Минчин: Я только что прочитал «Ожог» Аксенова…

Бродский: Ну и как? (Впервые мелькнула искра интереса в бесцветных невыразительных глазах.)

Минчин: Очень сильный роман, великолепно написан.

Бродский: Да? Вы так считаете? Я с трудом продрался через 1-ю часть. Карл дал для прочтения.

Минчин: А я читал только 2-ю часть (Карл дал для корректирования), обязательно прочтите, хорошо написано.

Бродский: Не думаю, но посмотрим.

Минчин: Кто-нибудь еще, из прозаиков?

Бродский: Я, по-моему, никого не назвал.

Минчин: Ну а великий Солженицын?

Бродский: Эх-х… (Взмах рукой, выражающий «пустое это все».)

Минчин: Оставим современников, среди которых вы, безусловно, первый в забеге…

Бродский: Я так не считаю, я – в стороне, ни с кем никуда не бегу. А что, кто-то бежит?

Минчин: Я образно выразился, это образ такой.

Бродский: Странные у вас образы, Саша.

Минчин: Я с вами себя очень стесненно чувствую и неестественно говорю…

Бродский: Может, не стоить говорить?

Минчин: Тогда возьмем целый XX век: кто, вы считаете, был лучшим?

Бродский: В русской поэзии – Мандельштам, Цветаева ближе мне, а вообще для меня единственная Поэзия, что можно ею назвать, да? – это великая четверка: Мандельштам, Цветаева, Ахматова, Пастернак.

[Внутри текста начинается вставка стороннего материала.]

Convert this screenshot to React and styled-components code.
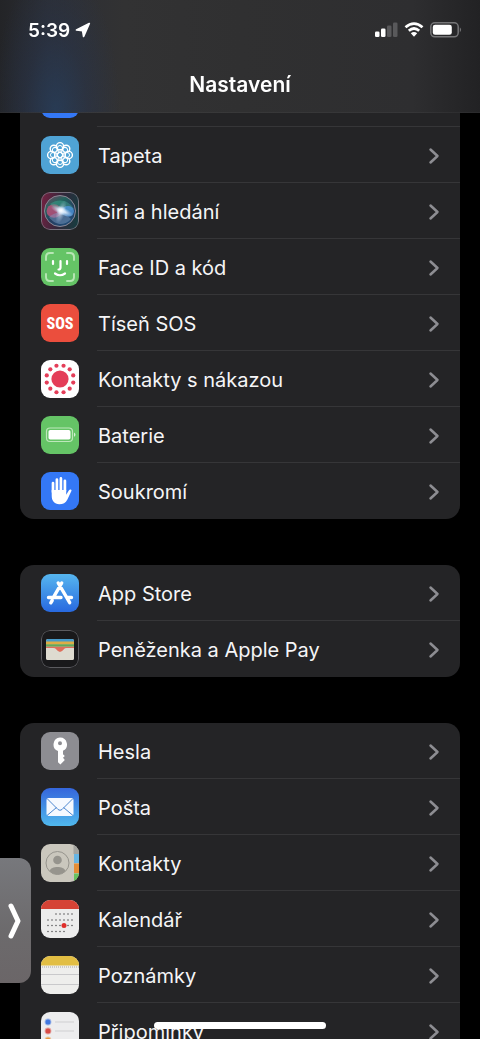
import styled, { createGlobalStyle } from "styled-components";

const GlobalStyle = createGlobalStyle`
  * {
    box-sizing: border-box;
  }
  body {
    margin: 0;
    background-color: #000;
    color: #f5f5f7;
    font-family: Inter, "Liberation Sans", sans-serif;
  }
`;

const Screen = styled.div`
  height: 100vh;
  overflow: hidden auto;
  scrollbar-width: none;
`;

const Header = styled.header`
  position: fixed;
  inset: 0 0 auto 0;
  z-index: 2;
  height: 113px;
  border-bottom: 1px solid rgba(255, 255, 255, 0.04);
  background: radial-gradient(
      ellipse 64px 150px at 56px 113px,
      rgba(38, 64, 98, 0.7),
      rgba(39, 54, 82, 0.4) 50%,
      transparent
    ),
    linear-gradient(
      to right,
      #232427,
      #2c2e34 10%,
      #323233 26%,
      #303031 50%,
      #2e2e30 86%,
      #222224
    );
`;

const StatusBar = styled.div`
  display: flex;
  align-items: center;
  justify-content: space-between;
  height: 60px;
  padding: 0 18px 0 28px;
  svg {
    display: block;
  }
`;

const Clock = styled.div`
  display: flex;
  align-items: center;
  gap: 5px;
  font-size: 19px;
  font-weight: 600;
  color: #fff;
`;

const Indicators = styled.div`
  display: flex;
  align-items: center;
  gap: 6px;
`;

const Title = styled.h1`
  margin: 0;
  height: 50px;
  line-height: 50px;
  text-align: center;
  font-size: 21px;
  font-weight: 600;
  color: #fff;
`;

const Groups = styled.main`
  display: flex;
  flex-direction: column;
  gap: 46px;
  padding: 71px 20px 0;
`;

const Group = styled.ul`
  margin: 0;
  padding: 0;
  list-style: none;
  border-radius: 14px;
  background-color: #242426;
  overflow: hidden;
`;

const Row = styled.a`
  display: flex;
  align-items: center;
  gap: 18px;
  height: 56px;
  padding-left: 21px;
  color: inherit;
  text-decoration: none;
`;

const AppIcon = styled.svg`
  flex: none;
  display: block;
  width: 38px;
  height: 38px;
  border-radius: 9px;
  background: ${({ $bg }) => $bg};
`;

const RowBody = styled.span`
  flex: 1;
  display: flex;
  align-items: center;
  justify-content: space-between;
  height: 56px;
  padding: 2px 20px 0 1px;
  border-bottom: 1px solid #363638;
  font-size: 20px;
  li:last-child & {
    border-color: transparent;
  }
`;

const Handle = styled.button`
  position: fixed;
  left: 0;
  top: 858px;
  z-index: 3;
  display: flex;
  align-items: center;
  justify-content: flex-end;
  width: 31px;
  height: 125px;
  padding: 0 8px 0 0;
  border: 0;
  border-radius: 0 12px 12px 0;
  background: linear-gradient(#77787c, #6c6a6c 60%, #6b6668);
`;

const HomeIndicator = styled.div`
  position: fixed;
  left: 50%;
  bottom: 10px;
  z-index: 3;
  width: 172px;
  height: 7px;
  transform: translateX(-50%);
  border-radius: 4px;
  background-color: #fff;
`;

const ring = (count, radius, start = 0) =>
  Array.from({ length: count }, (_, i) => {
    const angle = ((start + (360 / count) * i) * Math.PI) / 180;
    return [19 + radius * Math.cos(angle), 19 + radius * Math.sin(angle)];
  });

const icons = {
  display: { bg: "#3478f6", art: null },
  wallpaper: {
    bg: "#4fa3d5",
    art: (
      <g fill="none" stroke="#fff">
        {ring(8, 8.8).map(([x, y]) => (
          <circle key={`${x}-${y}`} cx={x} cy={y} r="3.6" strokeWidth="1.4" />
        ))}
        {[0, 45, 90, 135, 180, 225, 270, 315].map((a) => (
          <ellipse
            key={a}
            cx="19"
            cy="13"
            rx="2.7"
            ry="3.6"
            strokeWidth="1"
            transform={`rotate(${a} 19 19)`}
          />
        ))}
        <circle cx="19" cy="19" r="2.6" strokeWidth="1.2" />
      </g>
    ),
  },
  siri: {
    bg: "linear-gradient(100deg, #792142, #32273a 50%, #143f41)",
    art: (
      <>
        <defs>
          <radialGradient id="siriGlow">
            <stop offset="0" stopColor="#fff" />
            <stop offset="0.3" stopColor="#eef5ff" stopOpacity="0.85" />
            <stop offset="1" stopColor="#b9d8f2" stopOpacity="0" />
          </radialGradient>
          <linearGradient id="siriOrb" x1="0" y1="0" x2="0.6" y2="1">
            <stop offset="0" stopColor="#814264" />
            <stop offset="0.35" stopColor="#24635d" />
            <stop offset="0.7" stopColor="#253d60" />
            <stop offset="1" stopColor="#224b74" />
          </linearGradient>
        </defs>
        <circle cx="19" cy="19" r="15.5" fill="url(#siriOrb)" stroke="#8c8794" />
        <ellipse cx="13" cy="19" rx="7.5" ry="6.8" fill="#d6507f" opacity=".7" />
        <path d="M9 12C18 5 29 9 33 17C26 21 17 20 9 12Z" fill="#46b39a" opacity=".4" />
        <path d="M18 19C24 12 32 13 33 19C32 27 24 26 18 19Z" fill="#4f98e0" opacity=".75" />
        <path d="M8 25C14 20 21 18 30 27C24 34 14 34 8 25Z" fill="#7f9fc8" opacity=".45" />
        <ellipse cx="21" cy="19" rx="12" ry="4" fill="url(#siriGlow)" transform="rotate(22 21 19)" />
        <ellipse cx="20" cy="20" rx="4.5" ry="12" fill="url(#siriGlow)" opacity=".55" transform="rotate(18 20 20)" />
        <circle cx="20" cy="18.5" r="5" fill="url(#siriGlow)" />
        <rect x=".5" y=".5" width="37" height="37" rx="8.5" fill="none" stroke="#77717d" />
      </>
    ),
  },
  face: {
    bg: "#65c466",
    art: (
      <g fill="none" strokeLinecap="round" stroke="#fff" strokeWidth="2.2">
        <g stroke="#b8e6b5" strokeWidth="1.9">
          <path d="M5 12V9Q5 5 9 5H12M26 5h3q4 0 4 4v3M33 26v3q0 4-4 4h-3M12 33H9q-4 0-4-4v-3" />
        </g>
        <path d="M12 13v3M26 13v3M19.5 13v6.5q0 2-2 2M14 25.5q5 3.5 10 0" />
      </g>
    ),
  },
  sos: {
    bg: "#eb4e3d",
    art: (
      <text
        x="19"
        y="25"
        textAnchor="middle"
        fill="#fff"
        fontFamily="'Roboto Condensed', 'Open Sans Condensed', Roboto, sans-serif"
        fontSize="16"
        fontWeight="800"
      >
        SOS
      </text>
    ),
  },
  exposure: {
    bg: "#fff",
    art: (
      <g fill="#e43d58">
        <circle cx="19" cy="19" r="8.6" />
        {ring(12, 13.7, 15).map(([x, y]) => (
          <circle key={`${x}-${y}`} cx={x} cy={y} r="2.1" />
        ))}
      </g>
    ),
  },
  battery: {
    bg: "#65c466",
    art: (
      <>
        <rect x="5.5" y="12" width="26" height="13.5" rx="3.5" fill="none" stroke="#bee7bb" strokeWidth="1.2" />
        <rect x="7.5" y="14" width="22" height="9.5" rx="1.8" fill="#fff" />
        <path d="M33 16.5q3 2.2 0 4.5z" fill="#d6f0d4" />
      </>
    ),
  },
  privacy: {
    bg: "#3478f6",
    art: (
      <>
        <path
          d="M12 20V11M15.9 18V7.5M19.9 18V6.4M23.9 19V8.8"
          stroke="#fff"
          strokeWidth="2.7"
          strokeLinecap="round"
        />
        <path
          d="M10.7 18H25.2v4.8l2.6-4.4c1-1.5 3.3-1.1 2.6.7l-4 8.4C24.7 31 22 32.2 18.3 32.2c-5 0-7.6-3.3-7.6-8.7z"
          fill="#fff"
        />
      </>
    ),
  },
  store: {
    bg: "linear-gradient(#56b6ef, #2869df)",
    art: (
      <g stroke="#fff" strokeWidth="3.4" strokeLinecap="round">
        <path d="M20.7 9L13 22.3M17.2 9L28.7 28.7M7.5 23.5H20M27 23.5H30.5M11.2 26.5L9.8 28.8" />
      </g>
    ),
  },
  wallet: {
    bg: "#19191b",
    art: (
      <>
        <rect x="5" y="9" width="28" height="21" rx="2" fill="#dedbd0" />
        <path d="M5 12v-1q0-2 2-2h24q2 0 2 2v1z" fill="#479bc9" />
        <path d="M5 11.5h28v3H5z" fill="#dfad45" />
        <path d="M5 14.2h28v2.6H5z" fill="#65a857" />
        <path d="M5 16.7h28v1.6h-8q-2 0-3 2-3 3.5-6 0-1-2-3-2H5z" fill="#df6e5b" />
        <path d="M5 18h7q2 0 3 1.8 4 4.5 8 0 1-1.8 3-1.8h7v10q0 2-2 2H7q-2 0-2-2z" fill="#dedbd0" />
        <rect x=".5" y=".5" width="37" height="37" rx="8.5" fill="none" stroke="#5b5b5f" />
      </>
    ),
  },
  key: {
    bg: "#8d8d92",
    art: (
      <path
        fill="#fff"
        fillRule="evenodd"
        d="M19 5.5a7 7 0 0 1 3 13.3v3.4l1.8 1.7-1.8 1.8 1.8 2.3-4.4 4.5-2.4-2.3V19A7 7 0 0 1 19 5.5zm0 3.7a2 2 0 1 0 0 4 2 2 0 0 0 0-4z"
      />
    ),
  },
  mail: {
    bg: "linear-gradient(#3566dc, #50b8ec)",
    art: (
      <>
        <rect x="5.5" y="10" width="27" height="18" rx="2" fill="#f5f9ff" />
        <path
          d="M6 10.5l11 11q2 1.7 4 0l11-11M6 27.5l9.5-8M32 27.5l-9.5-8"
          fill="none"
          stroke="#4c87cf"
          strokeWidth="1"
        />
      </>
    ),
  },
  contacts: {
    bg: "#cac7bd",
    art: (
      <>
        <path d="M32.5 0H38V10H32.5z" fill="#a4a49f" />
        <path d="M33 10h5v9h-5z" fill="#66b5e4" />
        <path d="M33 19.5h5V29h-5z" fill="#e58d35" />
        <path d="M33 29.5h5V38h-5z" fill="#67c35f" />
        <circle cx="16.5" cy="19" r="11.5" fill="none" stroke="#96948d" />
        <circle cx="16.5" cy="16" r="4.3" fill="#96948d" />
        <path d="M8.5 27c1.5-5.5 14.5-5.5 16 0-4 4.5-12 4.5-16 0z" fill="#96948d" />
      </>
    ),
  },
  calendar: {
    bg: "#ececec",
    art: (
      <>
        <path d="M0 0h38v9H0z" fill="#d54336" />
        <g stroke="#4d4d4f" strokeWidth="1.5" strokeLinecap="round" strokeDasharray="0 4">
          <path d="M15 14H31.5M7 20H31.5M7 25.5H31.5M7 31.5H23.5" />
        </g>
        <circle cx="23" cy="25.5" r="2.5" fill="#df2e2b" />
      </>
    ),
  },
  notes: {
    bg: "#eeeeec",
    art: (
      <>
        <path d="M0 0h38v9.5H0z" fill="#e2be43" />
        <path d="M1 11H38" stroke="#aaa89f" strokeDasharray="1 1" />
        <path d="M0 18.5H38M0 28.5H38" stroke="#c9c9cb" />
      </>
    ),
  },
  reminders: {
    bg: "#ededee",
    art: (
      <>
        {[
          ["#4277df", 10],
          ["#d94b45", 19],
          ["#e9973f", 28],
        ].map(([color, y]) => (
          <g key={y}>
            <circle cx="7" cy={y} r="2.5" fill={color} stroke={color} strokeOpacity=".45" strokeWidth="1.8" />
            <path d={`M14 ${y}H33`} stroke="#cfcfd1" />
          </g>
        ))}
      </>
    ),
  },
};

const groups = [
  [
    { id: "zobrazeni", icon: "display", title: "" },
    { id: "tapeta", icon: "wallpaper", title: "Tapeta" },
    { id: "siri", icon: "siri", title: "Siri a hledání" },
    { id: "face-id", icon: "face", title: "Face ID a kód" },
    { id: "sos", icon: "sos", title: "Tíseň SOS" },
    { id: "nakaza", icon: "exposure", title: "Kontakty s nákazou" },
    { id: "baterie", icon: "battery", title: "Baterie" },
    { id: "soukromi", icon: "privacy", title: "Soukromí" },
  ],
  [
    { id: "app-store", icon: "store", title: "App Store" },
    { id: "penezenka", icon: "wallet", title: "Peněženka a Apple Pay" },
  ],
  [
    { id: "hesla", icon: "key", title: "Hesla" },
    { id: "posta", icon: "mail", title: "Pošta" },
    { id: "kontakty", icon: "contacts", title: "Kontakty" },
    { id: "kalendar", icon: "calendar", title: "Kalendář" },
    { id: "poznamky", icon: "notes", title: "Poznámky" },
    { id: "pripominky", icon: "reminders", title: "Připomínky" },
  ],
];

const Chevron = () => (
  <svg width="12" height="18" viewBox="0 0 12 18" fill="none" aria-hidden="true">
    <path
      d="M2.5 2.5L9.5 9L2.5 15.5"
      stroke="#8d8d92"
      strokeWidth="2.5"
      strokeLinecap="round"
      strokeLinejoin="round"
    />
  </svg>
);

const SettingsRow = ({ item }) => {
  const { bg, art } = icons[item.icon];
  return (
    <li>
      <Row href={`#${item.id}`}>
        <AppIcon $bg={bg} viewBox="0 0 38 38" aria-hidden="true">
          {art}
        </AppIcon>
        <RowBody>
          <span>{item.title}</span>
          <Chevron />
        </RowBody>
      </Row>
    </li>
  );
};

const App = () => {
  return (
    <>
      <GlobalStyle />
      <Screen>
        <Header>
          <StatusBar>
            <Clock>
              <span>5:39</span>
              <svg width="16" height="16" viewBox="0 0 16 16" aria-hidden="true">
                <path
                  d="M14.3 1.5L1.5 8L7.6 8.7L8.6 14.5Z"
                  fill="#fff"
                  stroke="#fff"
                  strokeWidth="1.7"
                  strokeLinejoin="round"
                />
              </svg>
            </Clock>
            <Indicators>
              <svg width="23" height="16" viewBox="0 0 23 16" aria-hidden="true">
                <g fill="#fff">
                  <rect x="0" y="9.5" width="4.5" height="5.5" rx="1.3" />
                  <rect x="6" y="6.5" width="4.5" height="8.5" rx="1.3" />
                </g>
                <g fill="#59595b">
                  <rect x="12" y="3.5" width="4.5" height="11.5" rx="1.3" />
                  <rect x="18" y="0.5" width="4.5" height="14.5" rx="1.3" />
                </g>
              </svg>
              <svg width="20" height="16" viewBox="0 0 20 16" fill="none" aria-hidden="true">
                <path
                  d="M1.5 5.3Q10-2.2 18.5 5.3M4.8 8.8Q10 4.2 15.2 8.8"
                  stroke="#fff"
                  strokeWidth="2.7"
                />
                <path d="M6.8 11.3Q10 8.7 13.2 11.3L10 14.8z" fill="#fff" />
              </svg>
              <svg width="32" height="16" viewBox="0 0 32 16" aria-hidden="true">
                <rect x=".8" y=".8" width="27.4" height="14" rx="4" fill="none" stroke="#757577" strokeWidth="1.5" />
                <rect x="2.8" y="2.8" width="19" height="10" rx="2.3" fill="#fff" />
                <path d="M29.8 5.3q2.6 2.5 0 5z" fill="#757577" />
              </svg>
            </Indicators>
          </StatusBar>
          <Title>Nastavení</Title>
        </Header>
        <Groups>
          {groups.map((group) => (
            <Group key={group[0].id}>
              {group.map((item) => (
                <SettingsRow key={item.id} item={item} />
              ))}
            </Group>
          ))}
        </Groups>
        <Handle type="button" aria-label="Zobrazit panel">
          <svg width="16" height="36" viewBox="0 0 16 36" fill="none" aria-hidden="true">
            <path
              d="M4 3L11 18L4 33"
              stroke="#fff"
              strokeWidth="5"
              strokeLinecap="round"
              strokeLinejoin="round"
            />
          </svg>
        </Handle>
        <HomeIndicator />
      </Screen>
    </>
  );
};

export default App;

Минчин: А Гумилев, прекрасный поэт?

Бродский: Для меня он не поэт вообще.

Минчин: Вы серьезно?

Бродский: Вполне.

Минчин: Что тогда Есенин, Блок, Бальмонт, Белый, И. Анненский, Мережковский, Кузмин, Волошин?

Бродский: Блок еще ничего. Вы же меня спросили о действительной поэзии, я вам ответил: только эта четверка. Из течений единственное, которое представляло Поэзию, – акмеизм.

Минчин: Я слышал, что вы не пришлись по душе Великой Вдове?

Бродский: А, да, я заявился к ней пьяный, старушка этого очень не любила.

Минчин: Ваши стихи, я слышал, тоже… неужели такое может быть, ведь…

Бродский: Это дело вкуса, кому какие стихи нравятся.